Rows from a dataset
========================

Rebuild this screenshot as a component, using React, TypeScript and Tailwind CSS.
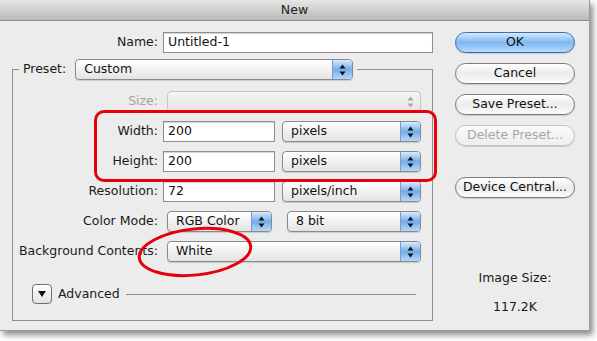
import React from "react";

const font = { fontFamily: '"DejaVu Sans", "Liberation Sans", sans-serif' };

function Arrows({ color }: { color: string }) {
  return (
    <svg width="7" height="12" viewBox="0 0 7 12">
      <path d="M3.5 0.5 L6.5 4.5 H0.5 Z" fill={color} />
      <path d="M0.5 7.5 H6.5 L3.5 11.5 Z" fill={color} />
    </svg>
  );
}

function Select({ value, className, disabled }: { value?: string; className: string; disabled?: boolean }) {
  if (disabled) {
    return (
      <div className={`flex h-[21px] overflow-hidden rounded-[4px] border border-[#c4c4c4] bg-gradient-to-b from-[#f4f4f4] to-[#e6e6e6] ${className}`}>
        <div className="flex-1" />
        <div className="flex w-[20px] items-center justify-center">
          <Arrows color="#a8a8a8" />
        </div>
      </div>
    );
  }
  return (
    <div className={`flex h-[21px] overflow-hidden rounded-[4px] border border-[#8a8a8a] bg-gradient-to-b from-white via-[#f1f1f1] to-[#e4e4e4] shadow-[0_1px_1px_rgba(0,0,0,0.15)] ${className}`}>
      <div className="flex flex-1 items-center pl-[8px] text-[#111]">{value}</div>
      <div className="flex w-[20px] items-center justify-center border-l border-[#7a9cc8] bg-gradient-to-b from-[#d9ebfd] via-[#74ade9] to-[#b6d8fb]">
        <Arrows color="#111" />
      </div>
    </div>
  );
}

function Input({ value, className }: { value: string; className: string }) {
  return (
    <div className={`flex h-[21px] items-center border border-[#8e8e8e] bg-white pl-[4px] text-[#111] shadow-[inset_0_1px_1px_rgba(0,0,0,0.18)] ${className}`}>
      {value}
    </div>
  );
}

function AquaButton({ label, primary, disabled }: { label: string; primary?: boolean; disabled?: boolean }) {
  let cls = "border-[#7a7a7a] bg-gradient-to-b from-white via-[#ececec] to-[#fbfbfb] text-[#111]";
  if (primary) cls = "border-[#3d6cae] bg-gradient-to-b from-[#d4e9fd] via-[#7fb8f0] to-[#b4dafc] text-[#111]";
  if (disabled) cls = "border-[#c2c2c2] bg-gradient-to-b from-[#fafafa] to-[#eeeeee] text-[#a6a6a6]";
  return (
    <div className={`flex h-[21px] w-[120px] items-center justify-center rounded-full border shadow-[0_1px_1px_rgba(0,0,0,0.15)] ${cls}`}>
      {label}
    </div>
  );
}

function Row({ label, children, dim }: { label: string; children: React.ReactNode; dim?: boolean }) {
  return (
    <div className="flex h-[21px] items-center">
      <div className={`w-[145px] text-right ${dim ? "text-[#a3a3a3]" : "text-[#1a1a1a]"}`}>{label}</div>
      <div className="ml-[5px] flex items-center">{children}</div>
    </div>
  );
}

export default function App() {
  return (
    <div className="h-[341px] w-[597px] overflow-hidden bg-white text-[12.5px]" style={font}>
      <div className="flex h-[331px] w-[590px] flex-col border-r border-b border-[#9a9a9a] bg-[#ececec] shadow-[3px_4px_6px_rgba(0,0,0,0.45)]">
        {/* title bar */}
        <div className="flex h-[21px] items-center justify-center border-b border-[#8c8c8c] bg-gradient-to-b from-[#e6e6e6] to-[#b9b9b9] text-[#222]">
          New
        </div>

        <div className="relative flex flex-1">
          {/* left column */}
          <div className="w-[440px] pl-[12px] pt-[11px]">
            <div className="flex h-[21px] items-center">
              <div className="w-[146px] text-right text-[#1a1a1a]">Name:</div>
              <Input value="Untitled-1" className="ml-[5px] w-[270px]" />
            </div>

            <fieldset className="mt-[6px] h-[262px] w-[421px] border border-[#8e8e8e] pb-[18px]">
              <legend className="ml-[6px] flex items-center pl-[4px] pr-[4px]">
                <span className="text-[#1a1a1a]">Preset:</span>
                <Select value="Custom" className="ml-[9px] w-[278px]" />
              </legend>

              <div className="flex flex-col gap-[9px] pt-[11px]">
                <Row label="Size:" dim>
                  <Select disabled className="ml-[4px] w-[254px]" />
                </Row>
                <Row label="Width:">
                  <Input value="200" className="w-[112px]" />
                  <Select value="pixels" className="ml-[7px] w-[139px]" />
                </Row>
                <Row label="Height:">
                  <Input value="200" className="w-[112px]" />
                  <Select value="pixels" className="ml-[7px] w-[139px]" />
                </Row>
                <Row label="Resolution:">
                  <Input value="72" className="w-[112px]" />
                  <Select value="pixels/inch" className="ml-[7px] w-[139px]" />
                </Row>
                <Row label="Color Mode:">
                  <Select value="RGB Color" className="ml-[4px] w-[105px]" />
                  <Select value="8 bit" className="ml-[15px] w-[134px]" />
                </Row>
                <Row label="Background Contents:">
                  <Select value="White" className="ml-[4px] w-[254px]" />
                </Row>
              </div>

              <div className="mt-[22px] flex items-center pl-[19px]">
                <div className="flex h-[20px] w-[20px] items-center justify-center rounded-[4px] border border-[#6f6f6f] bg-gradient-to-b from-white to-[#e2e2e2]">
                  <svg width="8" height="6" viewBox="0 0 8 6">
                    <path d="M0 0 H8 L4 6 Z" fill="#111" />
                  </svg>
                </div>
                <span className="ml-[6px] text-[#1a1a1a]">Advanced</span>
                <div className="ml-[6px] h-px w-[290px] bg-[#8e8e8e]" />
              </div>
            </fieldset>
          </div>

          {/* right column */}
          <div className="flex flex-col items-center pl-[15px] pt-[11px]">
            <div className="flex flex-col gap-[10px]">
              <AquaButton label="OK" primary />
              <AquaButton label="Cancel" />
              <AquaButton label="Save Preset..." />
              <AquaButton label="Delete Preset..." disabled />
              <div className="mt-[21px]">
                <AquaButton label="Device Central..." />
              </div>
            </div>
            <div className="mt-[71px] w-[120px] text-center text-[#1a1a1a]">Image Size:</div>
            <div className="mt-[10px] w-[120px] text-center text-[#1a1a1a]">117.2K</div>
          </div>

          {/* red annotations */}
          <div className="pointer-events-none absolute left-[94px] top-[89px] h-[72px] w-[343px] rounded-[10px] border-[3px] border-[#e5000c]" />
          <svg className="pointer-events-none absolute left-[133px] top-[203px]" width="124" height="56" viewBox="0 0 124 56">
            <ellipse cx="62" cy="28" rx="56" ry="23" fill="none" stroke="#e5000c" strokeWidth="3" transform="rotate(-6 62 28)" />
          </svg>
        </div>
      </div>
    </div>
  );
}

========================

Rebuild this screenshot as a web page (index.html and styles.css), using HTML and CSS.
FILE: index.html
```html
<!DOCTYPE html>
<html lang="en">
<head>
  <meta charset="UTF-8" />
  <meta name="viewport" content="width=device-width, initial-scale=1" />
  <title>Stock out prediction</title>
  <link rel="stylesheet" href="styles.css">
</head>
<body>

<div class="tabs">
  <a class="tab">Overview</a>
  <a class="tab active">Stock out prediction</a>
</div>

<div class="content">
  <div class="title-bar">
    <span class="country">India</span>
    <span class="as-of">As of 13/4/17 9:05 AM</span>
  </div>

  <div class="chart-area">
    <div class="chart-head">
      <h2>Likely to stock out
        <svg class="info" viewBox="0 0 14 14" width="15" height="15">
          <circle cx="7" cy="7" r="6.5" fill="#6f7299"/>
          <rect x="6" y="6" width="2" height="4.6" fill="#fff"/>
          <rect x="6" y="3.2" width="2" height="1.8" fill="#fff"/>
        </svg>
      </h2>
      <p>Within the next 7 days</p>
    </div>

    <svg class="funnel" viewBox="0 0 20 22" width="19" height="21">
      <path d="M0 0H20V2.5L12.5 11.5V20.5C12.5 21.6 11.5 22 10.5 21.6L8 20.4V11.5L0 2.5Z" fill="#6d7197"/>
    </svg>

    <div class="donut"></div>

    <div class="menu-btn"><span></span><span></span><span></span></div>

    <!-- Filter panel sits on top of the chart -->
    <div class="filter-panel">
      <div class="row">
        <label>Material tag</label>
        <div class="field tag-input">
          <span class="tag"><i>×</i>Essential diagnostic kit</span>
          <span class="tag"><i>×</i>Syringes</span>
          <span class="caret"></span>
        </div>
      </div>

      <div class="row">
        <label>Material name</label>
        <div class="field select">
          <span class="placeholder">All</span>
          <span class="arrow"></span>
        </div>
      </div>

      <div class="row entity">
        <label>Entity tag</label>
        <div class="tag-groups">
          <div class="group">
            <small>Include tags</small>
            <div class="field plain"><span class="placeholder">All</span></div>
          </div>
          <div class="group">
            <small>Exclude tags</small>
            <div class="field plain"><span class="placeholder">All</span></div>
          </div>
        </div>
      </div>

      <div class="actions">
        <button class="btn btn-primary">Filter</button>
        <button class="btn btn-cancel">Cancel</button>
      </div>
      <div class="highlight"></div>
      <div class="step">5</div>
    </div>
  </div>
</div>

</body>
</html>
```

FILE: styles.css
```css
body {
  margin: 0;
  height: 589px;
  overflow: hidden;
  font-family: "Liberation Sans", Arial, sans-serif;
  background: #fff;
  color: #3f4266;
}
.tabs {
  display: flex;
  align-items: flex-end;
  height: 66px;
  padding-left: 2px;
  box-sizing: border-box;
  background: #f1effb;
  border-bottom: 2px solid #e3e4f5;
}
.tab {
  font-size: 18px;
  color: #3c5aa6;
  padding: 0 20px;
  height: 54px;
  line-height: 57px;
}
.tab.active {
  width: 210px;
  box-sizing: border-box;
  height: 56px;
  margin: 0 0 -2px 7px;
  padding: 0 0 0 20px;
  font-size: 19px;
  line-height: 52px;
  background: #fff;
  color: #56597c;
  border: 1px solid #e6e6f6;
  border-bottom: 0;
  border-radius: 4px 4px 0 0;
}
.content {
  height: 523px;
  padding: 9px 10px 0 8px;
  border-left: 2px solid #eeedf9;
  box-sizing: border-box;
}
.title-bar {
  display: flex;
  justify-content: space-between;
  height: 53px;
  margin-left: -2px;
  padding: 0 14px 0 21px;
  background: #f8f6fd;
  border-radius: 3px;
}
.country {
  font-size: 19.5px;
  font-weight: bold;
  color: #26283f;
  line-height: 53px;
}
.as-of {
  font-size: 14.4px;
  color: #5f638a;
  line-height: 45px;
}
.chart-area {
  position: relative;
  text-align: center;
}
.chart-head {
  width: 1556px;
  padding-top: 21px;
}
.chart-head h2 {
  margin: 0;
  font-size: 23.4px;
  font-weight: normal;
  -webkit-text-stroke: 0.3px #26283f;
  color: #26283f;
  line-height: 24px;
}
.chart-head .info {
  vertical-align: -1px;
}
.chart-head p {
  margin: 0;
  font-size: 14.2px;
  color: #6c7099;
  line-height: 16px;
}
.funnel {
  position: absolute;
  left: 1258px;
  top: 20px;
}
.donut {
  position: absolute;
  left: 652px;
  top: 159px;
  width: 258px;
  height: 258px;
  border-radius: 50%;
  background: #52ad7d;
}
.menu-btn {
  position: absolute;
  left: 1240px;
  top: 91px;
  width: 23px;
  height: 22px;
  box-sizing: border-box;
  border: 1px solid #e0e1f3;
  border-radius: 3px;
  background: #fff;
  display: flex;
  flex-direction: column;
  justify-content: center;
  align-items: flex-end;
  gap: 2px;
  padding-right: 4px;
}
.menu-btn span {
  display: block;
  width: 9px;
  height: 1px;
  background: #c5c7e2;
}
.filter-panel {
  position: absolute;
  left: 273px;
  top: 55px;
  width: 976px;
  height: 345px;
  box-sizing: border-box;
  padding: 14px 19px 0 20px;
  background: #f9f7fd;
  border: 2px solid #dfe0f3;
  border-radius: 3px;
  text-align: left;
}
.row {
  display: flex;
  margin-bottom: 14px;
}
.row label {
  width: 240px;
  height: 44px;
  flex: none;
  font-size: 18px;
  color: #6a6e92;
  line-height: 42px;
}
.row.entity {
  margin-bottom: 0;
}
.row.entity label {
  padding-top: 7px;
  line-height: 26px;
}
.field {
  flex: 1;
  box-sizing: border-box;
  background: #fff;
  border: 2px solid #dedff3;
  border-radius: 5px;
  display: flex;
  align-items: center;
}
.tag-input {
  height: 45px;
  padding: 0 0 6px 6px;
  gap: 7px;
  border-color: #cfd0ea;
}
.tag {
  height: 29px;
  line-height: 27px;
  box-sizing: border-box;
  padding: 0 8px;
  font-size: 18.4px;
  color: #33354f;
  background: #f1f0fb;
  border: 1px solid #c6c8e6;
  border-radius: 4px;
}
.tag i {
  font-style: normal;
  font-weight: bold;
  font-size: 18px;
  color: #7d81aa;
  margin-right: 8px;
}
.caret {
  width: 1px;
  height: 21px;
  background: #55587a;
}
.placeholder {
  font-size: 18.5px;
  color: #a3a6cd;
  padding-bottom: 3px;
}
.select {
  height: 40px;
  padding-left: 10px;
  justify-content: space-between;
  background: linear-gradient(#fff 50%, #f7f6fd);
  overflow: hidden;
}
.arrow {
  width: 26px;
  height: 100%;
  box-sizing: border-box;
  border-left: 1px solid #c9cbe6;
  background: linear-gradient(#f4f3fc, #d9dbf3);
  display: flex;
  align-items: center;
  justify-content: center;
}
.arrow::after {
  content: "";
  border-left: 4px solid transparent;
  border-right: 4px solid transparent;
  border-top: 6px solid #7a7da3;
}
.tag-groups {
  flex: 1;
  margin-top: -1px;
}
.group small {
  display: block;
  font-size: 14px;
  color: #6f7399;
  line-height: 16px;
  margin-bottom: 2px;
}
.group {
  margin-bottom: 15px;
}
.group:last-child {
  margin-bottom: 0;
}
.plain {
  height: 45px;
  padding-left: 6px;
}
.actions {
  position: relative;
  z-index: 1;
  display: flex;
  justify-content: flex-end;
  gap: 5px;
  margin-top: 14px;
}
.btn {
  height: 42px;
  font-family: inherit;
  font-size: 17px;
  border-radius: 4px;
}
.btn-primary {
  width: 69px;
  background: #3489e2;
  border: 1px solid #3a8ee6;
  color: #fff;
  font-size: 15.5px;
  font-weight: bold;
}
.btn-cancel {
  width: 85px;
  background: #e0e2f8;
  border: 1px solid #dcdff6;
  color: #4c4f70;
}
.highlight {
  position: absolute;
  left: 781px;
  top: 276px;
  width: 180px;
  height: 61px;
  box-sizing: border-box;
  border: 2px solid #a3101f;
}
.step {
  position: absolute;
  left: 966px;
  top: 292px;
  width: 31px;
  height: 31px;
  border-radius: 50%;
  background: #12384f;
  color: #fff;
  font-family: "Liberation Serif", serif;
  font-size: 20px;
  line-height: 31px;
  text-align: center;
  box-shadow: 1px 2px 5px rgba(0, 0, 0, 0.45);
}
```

========================

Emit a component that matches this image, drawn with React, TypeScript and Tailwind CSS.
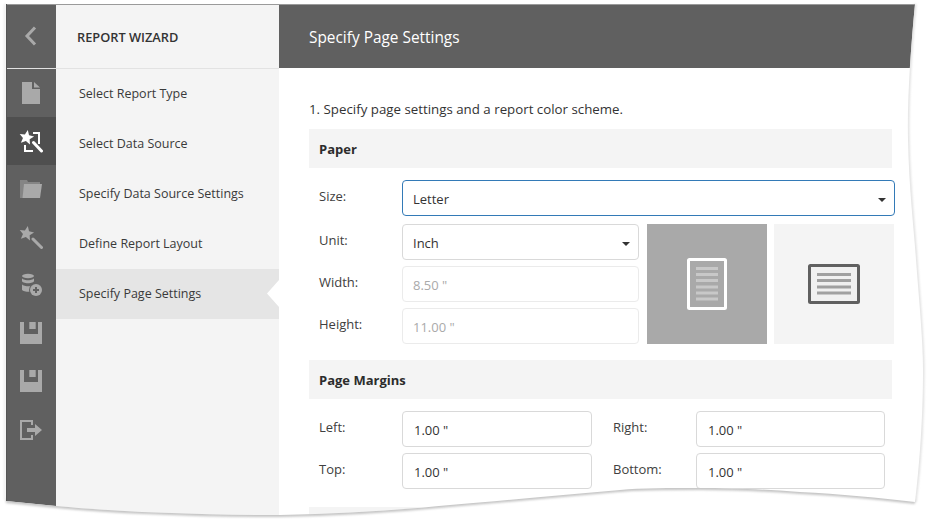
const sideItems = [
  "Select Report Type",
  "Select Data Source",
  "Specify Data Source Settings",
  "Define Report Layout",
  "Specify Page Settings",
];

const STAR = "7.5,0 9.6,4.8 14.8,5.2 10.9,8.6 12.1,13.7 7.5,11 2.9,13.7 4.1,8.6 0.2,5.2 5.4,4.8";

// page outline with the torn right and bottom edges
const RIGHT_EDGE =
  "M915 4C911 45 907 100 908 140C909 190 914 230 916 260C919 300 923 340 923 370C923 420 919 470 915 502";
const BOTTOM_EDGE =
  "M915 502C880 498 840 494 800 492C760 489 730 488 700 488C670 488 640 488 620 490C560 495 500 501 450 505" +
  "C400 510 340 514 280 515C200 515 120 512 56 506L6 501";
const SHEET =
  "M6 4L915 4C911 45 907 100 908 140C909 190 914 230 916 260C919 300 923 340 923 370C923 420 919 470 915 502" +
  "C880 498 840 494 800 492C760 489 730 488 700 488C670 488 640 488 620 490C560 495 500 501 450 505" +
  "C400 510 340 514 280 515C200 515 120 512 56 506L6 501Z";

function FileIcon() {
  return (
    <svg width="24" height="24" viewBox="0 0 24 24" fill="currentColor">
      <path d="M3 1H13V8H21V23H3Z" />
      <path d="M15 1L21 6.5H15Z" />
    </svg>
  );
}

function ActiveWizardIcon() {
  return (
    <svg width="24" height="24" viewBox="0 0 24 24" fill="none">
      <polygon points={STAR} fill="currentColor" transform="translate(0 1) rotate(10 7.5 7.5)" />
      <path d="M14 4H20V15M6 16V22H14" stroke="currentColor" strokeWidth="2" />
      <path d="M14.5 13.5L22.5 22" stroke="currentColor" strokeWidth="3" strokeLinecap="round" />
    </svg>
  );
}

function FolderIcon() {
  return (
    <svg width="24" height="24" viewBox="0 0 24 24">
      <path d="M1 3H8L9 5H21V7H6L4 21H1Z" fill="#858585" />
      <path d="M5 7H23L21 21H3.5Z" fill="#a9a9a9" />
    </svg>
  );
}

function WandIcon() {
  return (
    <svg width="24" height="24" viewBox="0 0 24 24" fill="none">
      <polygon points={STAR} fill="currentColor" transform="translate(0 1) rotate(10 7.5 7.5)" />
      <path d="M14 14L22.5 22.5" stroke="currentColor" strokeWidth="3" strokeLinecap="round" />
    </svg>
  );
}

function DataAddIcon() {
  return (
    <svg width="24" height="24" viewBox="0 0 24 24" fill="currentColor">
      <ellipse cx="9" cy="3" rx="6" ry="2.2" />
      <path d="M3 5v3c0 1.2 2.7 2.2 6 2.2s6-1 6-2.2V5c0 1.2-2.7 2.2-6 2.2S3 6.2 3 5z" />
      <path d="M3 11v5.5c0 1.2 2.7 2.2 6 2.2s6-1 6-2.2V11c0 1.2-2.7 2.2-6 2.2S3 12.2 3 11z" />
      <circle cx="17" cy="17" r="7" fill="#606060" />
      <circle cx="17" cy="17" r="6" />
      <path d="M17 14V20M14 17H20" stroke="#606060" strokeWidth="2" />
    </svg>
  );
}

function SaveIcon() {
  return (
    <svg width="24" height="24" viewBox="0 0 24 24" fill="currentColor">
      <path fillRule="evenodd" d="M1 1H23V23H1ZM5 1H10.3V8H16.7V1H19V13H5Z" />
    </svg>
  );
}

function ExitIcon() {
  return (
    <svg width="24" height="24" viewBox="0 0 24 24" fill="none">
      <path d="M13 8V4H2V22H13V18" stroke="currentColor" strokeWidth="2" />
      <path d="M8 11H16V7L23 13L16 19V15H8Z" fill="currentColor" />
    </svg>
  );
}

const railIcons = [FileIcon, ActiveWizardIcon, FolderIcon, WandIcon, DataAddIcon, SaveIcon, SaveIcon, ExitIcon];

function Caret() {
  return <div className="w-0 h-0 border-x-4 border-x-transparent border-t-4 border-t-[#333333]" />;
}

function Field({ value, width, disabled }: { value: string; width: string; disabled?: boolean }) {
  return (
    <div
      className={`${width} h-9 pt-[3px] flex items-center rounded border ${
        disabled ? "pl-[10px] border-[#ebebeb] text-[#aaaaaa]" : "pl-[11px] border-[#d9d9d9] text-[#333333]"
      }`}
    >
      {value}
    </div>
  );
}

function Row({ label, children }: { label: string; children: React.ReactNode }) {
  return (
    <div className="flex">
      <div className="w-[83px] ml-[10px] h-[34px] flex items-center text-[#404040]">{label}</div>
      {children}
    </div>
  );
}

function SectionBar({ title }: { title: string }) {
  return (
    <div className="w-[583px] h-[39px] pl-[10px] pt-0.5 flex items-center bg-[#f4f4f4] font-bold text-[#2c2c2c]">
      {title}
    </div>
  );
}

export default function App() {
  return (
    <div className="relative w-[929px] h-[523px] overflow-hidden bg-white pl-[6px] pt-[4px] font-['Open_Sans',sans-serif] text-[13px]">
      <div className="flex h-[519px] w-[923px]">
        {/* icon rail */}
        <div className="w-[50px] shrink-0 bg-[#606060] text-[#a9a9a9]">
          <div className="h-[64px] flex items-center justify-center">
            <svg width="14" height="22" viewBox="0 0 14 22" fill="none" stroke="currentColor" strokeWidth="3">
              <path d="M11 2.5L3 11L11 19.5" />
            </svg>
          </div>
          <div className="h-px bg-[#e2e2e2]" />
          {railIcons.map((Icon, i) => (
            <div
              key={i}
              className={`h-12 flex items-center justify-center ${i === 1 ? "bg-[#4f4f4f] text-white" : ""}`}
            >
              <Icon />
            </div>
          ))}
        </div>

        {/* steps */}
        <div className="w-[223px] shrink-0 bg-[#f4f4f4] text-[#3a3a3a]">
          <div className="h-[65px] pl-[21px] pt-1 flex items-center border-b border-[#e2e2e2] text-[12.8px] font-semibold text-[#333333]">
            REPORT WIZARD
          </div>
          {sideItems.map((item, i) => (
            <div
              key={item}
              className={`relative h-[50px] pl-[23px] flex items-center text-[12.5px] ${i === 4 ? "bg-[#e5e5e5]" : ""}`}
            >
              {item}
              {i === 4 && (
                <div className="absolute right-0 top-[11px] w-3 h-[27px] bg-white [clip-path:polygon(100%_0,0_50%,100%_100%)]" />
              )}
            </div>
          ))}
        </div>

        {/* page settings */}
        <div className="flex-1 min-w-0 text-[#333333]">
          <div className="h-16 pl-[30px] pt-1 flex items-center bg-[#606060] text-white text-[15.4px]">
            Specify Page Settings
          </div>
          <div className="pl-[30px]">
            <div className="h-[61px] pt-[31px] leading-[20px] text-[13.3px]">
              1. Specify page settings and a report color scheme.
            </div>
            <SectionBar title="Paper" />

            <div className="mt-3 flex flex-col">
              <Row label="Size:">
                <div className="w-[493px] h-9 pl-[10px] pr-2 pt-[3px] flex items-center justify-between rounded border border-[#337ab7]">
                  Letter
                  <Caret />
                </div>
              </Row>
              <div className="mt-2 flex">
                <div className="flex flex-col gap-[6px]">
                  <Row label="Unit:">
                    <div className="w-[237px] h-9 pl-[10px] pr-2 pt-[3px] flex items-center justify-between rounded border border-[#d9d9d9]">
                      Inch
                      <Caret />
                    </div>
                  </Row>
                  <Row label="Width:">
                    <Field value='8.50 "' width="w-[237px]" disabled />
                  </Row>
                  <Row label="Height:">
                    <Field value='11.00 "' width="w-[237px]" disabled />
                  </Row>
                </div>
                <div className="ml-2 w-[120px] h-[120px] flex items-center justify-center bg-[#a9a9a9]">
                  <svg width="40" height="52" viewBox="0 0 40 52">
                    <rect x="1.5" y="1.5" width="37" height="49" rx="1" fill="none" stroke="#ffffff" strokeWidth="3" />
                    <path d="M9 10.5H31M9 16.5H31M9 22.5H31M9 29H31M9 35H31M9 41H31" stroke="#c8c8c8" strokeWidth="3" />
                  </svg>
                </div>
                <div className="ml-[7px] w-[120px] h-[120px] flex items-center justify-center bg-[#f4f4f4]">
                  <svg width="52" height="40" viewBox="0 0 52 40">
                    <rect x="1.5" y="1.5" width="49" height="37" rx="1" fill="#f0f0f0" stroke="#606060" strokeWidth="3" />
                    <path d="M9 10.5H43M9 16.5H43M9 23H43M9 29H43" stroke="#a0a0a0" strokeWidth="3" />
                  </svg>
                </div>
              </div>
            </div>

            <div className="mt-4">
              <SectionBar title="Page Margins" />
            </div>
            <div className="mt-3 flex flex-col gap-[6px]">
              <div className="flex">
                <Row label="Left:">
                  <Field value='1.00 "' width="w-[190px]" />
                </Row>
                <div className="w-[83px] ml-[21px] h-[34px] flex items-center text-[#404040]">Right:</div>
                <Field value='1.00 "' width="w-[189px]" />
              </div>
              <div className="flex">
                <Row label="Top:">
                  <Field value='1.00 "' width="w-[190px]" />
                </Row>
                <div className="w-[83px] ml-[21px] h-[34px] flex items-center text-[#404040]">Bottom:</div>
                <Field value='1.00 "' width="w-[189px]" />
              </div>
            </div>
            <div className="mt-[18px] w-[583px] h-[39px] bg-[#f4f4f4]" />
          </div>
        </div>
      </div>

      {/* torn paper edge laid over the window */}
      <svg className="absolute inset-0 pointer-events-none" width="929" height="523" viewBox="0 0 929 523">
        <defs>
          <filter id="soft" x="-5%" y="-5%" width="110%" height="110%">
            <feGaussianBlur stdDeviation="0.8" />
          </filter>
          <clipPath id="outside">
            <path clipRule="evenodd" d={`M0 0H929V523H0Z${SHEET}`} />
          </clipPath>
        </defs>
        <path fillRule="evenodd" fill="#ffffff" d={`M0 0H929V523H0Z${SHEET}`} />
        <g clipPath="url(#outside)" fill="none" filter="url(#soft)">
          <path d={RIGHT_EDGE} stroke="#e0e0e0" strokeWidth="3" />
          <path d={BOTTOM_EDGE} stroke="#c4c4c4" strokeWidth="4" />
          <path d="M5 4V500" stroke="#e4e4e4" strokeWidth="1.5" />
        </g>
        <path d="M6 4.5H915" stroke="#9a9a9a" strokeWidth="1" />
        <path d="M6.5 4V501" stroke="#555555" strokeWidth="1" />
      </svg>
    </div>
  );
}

========================

● TASK GOAL: Extract the stretch of lines that begins at the line with "Emit a component" and ends at the line with "9.6,4.8 14.8,5.2 10.9,8.6", inclusive. Omit every picture.

● THE COMPLETED TASK:
Emit a component that matches this image, drawn with React, TypeScript and Tailwind CSS.
const sideItems = [
  "Select Report Type",
  "Select Data Source",
  "Specify Data Source Settings",
  "Define Report Layout",
  "Specify Page Settings",
];

const STAR = "7.5,0 9.6,4.8 14.8,5.2 10.9,8.6 12.1,13.7 7.5,11 2.9,13.7 4.1,8.6 0.2,5.2 5.4,4.8";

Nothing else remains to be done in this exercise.